Se non avessimo ancora ben chiaro il periodo che stava attraversando, forse il commento che ne fece il New York Times nel 2002 ci può aiutare a comprendere meglio il Safin dell'epoca, un uomo che: "non si lascia andare a crisi di nervi, ma cade in un alter ego oscuro che lo tortura fino a fargli fare le facce di un personaggio dei cartoni animati e a conversare con oggetti inanimati."

L'interesse per la sua vita privata

I giornalisti dell'epoca iniziano a concentrarsi su quello che Safin fa nel suo tempo libero e, in generale, sulla sua vita privata, chiedendosi se sia proprio la sua condotta fuori dal campo, tra locali, discoteche e amori, a influenzare il suo rendimento.

Non perdeva solo con i campioni indiscussi

Non giocava a suo favore il fatto che, nel periodo tra il 2001 e il 2004, stava perdendo con giocatori che, in altri momenti, Safin avrebbe potuto battere ad occhi chiusi.

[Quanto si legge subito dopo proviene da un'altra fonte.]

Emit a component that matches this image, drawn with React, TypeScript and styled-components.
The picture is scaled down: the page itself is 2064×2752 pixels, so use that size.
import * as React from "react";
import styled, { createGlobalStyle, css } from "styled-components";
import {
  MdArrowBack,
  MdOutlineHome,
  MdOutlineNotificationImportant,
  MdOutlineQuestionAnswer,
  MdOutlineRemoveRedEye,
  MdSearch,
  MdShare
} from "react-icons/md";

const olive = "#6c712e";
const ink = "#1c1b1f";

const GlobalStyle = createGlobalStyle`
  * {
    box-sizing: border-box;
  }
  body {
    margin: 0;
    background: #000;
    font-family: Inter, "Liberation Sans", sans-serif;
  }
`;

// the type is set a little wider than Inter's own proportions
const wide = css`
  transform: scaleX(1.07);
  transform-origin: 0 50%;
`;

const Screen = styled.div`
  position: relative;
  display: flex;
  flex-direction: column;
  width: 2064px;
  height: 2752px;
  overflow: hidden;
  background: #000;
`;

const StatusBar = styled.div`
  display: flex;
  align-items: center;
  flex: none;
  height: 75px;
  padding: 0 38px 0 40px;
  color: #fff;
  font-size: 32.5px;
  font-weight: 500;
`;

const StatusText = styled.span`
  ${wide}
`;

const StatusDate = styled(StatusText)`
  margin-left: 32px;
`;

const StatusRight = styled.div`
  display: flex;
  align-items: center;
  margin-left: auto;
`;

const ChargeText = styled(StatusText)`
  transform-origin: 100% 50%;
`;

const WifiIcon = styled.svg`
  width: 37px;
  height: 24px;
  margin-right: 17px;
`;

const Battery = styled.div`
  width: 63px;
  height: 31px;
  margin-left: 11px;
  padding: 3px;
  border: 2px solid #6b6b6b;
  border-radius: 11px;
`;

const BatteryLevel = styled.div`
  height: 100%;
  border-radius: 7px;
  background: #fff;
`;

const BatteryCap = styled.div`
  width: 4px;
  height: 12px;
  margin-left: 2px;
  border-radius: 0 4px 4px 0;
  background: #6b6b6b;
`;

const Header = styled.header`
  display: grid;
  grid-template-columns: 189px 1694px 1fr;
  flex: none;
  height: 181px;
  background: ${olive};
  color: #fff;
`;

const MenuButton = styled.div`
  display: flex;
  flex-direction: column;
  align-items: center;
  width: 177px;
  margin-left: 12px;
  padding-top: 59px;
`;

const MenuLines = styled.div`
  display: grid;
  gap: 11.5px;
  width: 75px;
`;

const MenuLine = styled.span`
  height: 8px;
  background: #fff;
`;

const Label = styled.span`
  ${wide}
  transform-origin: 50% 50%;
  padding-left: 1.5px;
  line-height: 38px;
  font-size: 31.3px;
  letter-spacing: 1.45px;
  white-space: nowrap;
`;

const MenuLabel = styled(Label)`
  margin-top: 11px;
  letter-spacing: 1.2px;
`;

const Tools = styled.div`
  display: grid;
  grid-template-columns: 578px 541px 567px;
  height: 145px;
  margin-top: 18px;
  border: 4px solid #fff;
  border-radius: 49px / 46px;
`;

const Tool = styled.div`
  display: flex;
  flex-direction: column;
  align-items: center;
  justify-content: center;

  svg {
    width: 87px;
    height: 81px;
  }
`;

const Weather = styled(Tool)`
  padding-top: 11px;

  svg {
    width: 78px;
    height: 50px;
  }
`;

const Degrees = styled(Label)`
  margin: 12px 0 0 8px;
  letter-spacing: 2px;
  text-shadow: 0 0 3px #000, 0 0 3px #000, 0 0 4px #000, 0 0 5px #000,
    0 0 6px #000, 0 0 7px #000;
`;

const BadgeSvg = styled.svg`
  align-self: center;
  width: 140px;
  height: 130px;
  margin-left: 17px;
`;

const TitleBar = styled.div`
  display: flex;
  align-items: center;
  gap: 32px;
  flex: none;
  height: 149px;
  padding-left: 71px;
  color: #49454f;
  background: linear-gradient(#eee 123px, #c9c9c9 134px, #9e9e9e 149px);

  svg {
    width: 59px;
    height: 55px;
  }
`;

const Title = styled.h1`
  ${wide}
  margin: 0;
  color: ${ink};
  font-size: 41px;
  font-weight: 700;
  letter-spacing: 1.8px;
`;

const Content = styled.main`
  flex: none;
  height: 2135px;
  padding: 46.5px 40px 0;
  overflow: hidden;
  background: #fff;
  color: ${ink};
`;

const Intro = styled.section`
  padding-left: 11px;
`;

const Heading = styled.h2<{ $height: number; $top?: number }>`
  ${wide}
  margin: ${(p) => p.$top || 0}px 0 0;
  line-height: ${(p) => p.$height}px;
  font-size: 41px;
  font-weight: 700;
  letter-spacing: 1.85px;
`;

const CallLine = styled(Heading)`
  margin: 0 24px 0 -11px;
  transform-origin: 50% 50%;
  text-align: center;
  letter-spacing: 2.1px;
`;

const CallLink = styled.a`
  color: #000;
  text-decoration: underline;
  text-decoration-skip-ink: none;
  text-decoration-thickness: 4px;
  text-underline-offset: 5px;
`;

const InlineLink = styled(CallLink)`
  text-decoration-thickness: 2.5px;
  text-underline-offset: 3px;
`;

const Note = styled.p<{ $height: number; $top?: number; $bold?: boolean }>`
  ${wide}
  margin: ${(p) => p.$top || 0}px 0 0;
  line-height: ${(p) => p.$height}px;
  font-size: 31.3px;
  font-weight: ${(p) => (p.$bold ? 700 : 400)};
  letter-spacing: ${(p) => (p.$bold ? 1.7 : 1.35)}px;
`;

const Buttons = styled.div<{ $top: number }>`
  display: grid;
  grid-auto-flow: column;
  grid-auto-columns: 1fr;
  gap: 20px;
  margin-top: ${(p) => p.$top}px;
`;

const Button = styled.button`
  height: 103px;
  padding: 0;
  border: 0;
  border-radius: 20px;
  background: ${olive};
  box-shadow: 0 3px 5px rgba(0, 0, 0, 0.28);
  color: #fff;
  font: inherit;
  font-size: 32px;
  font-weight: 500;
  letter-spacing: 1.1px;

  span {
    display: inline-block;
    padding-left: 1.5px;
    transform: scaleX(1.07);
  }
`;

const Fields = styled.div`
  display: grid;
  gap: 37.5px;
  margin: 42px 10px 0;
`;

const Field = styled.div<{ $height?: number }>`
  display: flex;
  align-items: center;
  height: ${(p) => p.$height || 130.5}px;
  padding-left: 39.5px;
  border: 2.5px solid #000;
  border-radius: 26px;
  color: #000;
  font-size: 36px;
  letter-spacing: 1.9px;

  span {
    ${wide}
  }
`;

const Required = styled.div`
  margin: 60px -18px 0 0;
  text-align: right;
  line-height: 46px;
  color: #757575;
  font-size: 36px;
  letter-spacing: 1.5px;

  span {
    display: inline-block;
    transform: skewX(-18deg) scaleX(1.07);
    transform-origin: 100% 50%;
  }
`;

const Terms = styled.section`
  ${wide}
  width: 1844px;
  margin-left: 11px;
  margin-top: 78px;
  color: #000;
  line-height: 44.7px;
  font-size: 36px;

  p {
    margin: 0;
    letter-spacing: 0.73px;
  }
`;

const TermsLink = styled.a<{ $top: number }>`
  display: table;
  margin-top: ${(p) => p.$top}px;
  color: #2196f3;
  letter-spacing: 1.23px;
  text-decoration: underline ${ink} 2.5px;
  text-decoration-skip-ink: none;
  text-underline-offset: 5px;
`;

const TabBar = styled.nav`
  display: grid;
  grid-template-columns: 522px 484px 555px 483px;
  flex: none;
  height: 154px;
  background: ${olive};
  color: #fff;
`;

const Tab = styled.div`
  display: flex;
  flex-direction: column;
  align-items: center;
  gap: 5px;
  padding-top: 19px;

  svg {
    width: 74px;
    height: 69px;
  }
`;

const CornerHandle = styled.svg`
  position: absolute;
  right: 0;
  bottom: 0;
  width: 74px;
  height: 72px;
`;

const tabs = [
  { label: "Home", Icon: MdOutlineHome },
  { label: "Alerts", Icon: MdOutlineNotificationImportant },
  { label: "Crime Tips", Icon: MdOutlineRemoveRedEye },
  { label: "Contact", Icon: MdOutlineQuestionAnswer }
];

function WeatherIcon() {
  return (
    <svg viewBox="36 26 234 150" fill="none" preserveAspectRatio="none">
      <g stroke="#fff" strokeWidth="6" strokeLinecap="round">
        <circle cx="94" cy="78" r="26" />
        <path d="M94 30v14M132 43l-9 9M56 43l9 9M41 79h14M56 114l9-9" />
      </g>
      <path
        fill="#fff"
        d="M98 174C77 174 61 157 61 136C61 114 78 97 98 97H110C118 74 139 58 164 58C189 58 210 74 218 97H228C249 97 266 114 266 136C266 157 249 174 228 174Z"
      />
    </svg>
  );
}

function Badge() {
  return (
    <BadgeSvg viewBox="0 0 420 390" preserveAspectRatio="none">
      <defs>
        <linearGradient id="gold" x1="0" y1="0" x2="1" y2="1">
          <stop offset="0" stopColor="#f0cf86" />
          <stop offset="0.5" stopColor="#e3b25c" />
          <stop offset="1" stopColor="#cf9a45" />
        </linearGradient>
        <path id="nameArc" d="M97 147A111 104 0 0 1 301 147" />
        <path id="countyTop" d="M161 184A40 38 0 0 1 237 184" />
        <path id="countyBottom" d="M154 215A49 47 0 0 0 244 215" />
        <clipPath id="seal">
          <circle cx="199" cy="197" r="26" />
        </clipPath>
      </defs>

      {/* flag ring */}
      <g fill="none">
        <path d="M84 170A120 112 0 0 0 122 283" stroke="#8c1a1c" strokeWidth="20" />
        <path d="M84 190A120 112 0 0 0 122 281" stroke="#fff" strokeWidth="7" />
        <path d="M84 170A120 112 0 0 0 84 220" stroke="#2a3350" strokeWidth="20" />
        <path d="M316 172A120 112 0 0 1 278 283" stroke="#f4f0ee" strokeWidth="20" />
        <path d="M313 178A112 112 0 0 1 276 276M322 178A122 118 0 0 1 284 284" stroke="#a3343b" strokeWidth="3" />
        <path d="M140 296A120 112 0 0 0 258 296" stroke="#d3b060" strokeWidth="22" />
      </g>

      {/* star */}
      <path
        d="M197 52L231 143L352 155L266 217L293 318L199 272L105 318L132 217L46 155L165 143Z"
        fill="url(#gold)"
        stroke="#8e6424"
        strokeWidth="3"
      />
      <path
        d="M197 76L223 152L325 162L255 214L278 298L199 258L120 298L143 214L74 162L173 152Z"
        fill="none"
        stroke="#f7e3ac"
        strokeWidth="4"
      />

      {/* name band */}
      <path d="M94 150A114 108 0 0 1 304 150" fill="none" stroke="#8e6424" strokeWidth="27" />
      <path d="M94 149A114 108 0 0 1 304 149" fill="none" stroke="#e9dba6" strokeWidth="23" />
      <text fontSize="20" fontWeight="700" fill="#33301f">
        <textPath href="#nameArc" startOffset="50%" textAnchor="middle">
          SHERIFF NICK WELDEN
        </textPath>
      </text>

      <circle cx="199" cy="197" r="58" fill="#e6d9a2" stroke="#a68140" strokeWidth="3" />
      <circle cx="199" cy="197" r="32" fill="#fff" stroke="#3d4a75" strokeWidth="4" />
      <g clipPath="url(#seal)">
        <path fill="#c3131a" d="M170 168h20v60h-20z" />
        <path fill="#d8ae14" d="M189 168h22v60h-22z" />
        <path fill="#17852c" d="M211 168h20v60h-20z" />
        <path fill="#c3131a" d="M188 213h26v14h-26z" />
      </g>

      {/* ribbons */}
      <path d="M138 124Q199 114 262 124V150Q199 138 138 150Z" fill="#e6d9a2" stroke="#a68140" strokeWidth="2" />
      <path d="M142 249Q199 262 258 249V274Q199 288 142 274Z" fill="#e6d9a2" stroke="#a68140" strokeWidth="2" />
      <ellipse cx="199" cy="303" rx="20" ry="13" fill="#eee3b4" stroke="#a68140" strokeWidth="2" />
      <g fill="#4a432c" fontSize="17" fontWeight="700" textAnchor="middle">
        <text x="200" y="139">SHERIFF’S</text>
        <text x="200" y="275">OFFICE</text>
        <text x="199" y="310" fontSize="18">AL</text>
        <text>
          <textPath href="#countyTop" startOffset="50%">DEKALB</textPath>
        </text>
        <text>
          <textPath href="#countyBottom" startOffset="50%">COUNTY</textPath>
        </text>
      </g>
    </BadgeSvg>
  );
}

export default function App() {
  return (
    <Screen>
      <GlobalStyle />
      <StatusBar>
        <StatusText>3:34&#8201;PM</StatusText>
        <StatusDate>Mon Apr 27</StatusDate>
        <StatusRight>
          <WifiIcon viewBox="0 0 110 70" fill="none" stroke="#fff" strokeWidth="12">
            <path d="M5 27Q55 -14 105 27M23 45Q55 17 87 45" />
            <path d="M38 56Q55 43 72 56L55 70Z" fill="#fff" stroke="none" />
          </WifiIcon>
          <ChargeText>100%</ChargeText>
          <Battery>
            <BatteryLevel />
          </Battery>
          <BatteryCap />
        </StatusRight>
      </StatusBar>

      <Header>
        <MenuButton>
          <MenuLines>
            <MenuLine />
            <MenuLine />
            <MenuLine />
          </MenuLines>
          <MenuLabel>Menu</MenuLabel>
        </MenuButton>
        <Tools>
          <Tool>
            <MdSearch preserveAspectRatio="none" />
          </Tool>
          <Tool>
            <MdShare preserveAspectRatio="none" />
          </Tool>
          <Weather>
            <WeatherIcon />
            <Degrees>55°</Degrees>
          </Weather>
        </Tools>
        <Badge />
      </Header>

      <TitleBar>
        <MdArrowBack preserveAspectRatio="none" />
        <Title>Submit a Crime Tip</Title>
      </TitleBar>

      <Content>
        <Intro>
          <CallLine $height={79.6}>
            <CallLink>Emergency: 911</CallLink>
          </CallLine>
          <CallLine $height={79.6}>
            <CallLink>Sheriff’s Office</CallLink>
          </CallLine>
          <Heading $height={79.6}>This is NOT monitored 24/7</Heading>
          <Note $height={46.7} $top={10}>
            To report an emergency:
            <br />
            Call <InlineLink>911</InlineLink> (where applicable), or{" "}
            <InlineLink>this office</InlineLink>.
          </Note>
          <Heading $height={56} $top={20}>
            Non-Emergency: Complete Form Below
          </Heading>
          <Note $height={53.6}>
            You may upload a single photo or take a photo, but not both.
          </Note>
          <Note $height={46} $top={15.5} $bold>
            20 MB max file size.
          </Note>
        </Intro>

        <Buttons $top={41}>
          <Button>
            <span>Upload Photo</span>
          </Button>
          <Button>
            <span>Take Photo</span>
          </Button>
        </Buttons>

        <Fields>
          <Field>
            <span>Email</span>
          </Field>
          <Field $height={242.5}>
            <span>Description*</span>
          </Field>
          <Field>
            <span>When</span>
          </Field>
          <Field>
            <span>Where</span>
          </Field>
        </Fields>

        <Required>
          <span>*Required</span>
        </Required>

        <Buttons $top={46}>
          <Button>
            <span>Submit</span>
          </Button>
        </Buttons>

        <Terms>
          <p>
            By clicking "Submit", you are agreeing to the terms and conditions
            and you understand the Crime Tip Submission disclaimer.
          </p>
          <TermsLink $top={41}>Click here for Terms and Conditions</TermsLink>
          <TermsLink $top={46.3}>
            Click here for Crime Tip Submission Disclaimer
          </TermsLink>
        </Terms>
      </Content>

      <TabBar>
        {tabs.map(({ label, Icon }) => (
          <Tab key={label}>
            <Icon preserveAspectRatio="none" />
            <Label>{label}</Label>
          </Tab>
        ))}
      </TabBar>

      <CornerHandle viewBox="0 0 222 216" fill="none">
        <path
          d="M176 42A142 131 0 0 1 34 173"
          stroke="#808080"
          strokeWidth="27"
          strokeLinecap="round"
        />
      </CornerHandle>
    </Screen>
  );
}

Emblematica, ad esempio, fu la rovinosa sconfitta in finale agli Australian Open del 2002 con Thomas Johansson (nella foto).

La rovinosa sconfitta con Johansson

La prestazione in campo di Safin fu decisamente poco convincente e in molti la attribuirono alla presenza in tribuna di 3 giovani ragazze, che la stampa iniziò a chiamare "safinette".

'Vincevo lo stesso'

Safin si troverà più volte a doversi difendere da queste accuse sulla sua vita privata. Come riporta la Gazzetta dello Sport, il russo dirà: "Se sei famoso, ricco e frequenti un bell’ambiente, non è difficile conoscere una bella ragazza. Ne parlano come se le donne mi avessero rovinato, ma anche quando ero numero uno del mondo venivano a suonare alla porta. Eppure vincevo lo stesso."

Risorge dalle ceneri

Eppure qualunque fosse la causa del suo rendimento poco convincente, Safin sarà capace di risorgere dalle sue ceneri e, come era successo con Sampras agli US Open, troverà la vittoria in uno Slam battendo il padrone di casa. Succederà agli Australian Open nel 2005.

Una finale incredibile, dopo una semifinale storica

Al torneo di Melbourne, infatti, Safin torna a sfoderare il suo miglior tennis e riesce ad aggiudicarsi la finale e il suo secondo Slam, Lleyton Hewitt per 1-6 6-3 6-4 6-4, dopo una semifinale (che consigliamo di rivedere) contro Roger Federer, durata oltre 5 ore.

Il tennis sembra non interessarlo più

Dopo gli Australian Open ci si aspettava un suo rientro alla grande, eppure il tennis sembrava interessarlo sempre meno. Nel 2007, in prossimità della semifinale di coppa Davis, Safin abbandona la squadra russa, che poi perderà in casa la finale contro gli Stati Uniti. Lui, nel frattempo, si trova a Katmandu, pronto a scalare il Cho Oyu, la 6a montagna più alta del mondo.

La parentesi politica

Tornerà al tennis, ma solo per poco, finché non deciderà di abbandonarlo definitivamente nel 2009, a soli 29 anni, per dedicarsi alla politica. Nel 2011 diventa deputato della Duma per il partito di Vladimir Putin e rimarrà tra i banchi del parlamento russo fino alle dimissioni nel 2017.

Il suo voto a leggi promosse da Putin

La sua incursione nella vita politica russa è segnata dal suo appoggio a 2 delle più polemiche leggi promosse dal governo Putin: la prima è la legge anti-propaganda gay (che prevede il sanzionare chiunque esponga i minorenni all'omonormatività); la seconda in materia di adozioni (che, di fatto, impedisce l'adozione di bambini russi da parte di cittadini statunitensi).

Di lui si sa poco

Da quando ha lasciato la Duma, se possibile, Safin è diventato ancora più schivo. È possibile vederlo in partite di esibizione e di veterani, come in questa foto, ma concede poche interviste e usa poco i social network, in cui alterna post sui luoghi che visita a foto nostalgiche della Russia che fu e... video dei suoi gatti.

'Io vivo'

E anche quando queste interviste le concede, Safin continua a essere perentorio e un po' sfuggente, come lo è stato per tutta la sua carriera. Ad un giornalista di Sport.rsu che gli aveva chiesto cosa stesse facendo, Safin rispose, laconico: "Cosa faccio? Niente, non faccio niente. Io vivo.".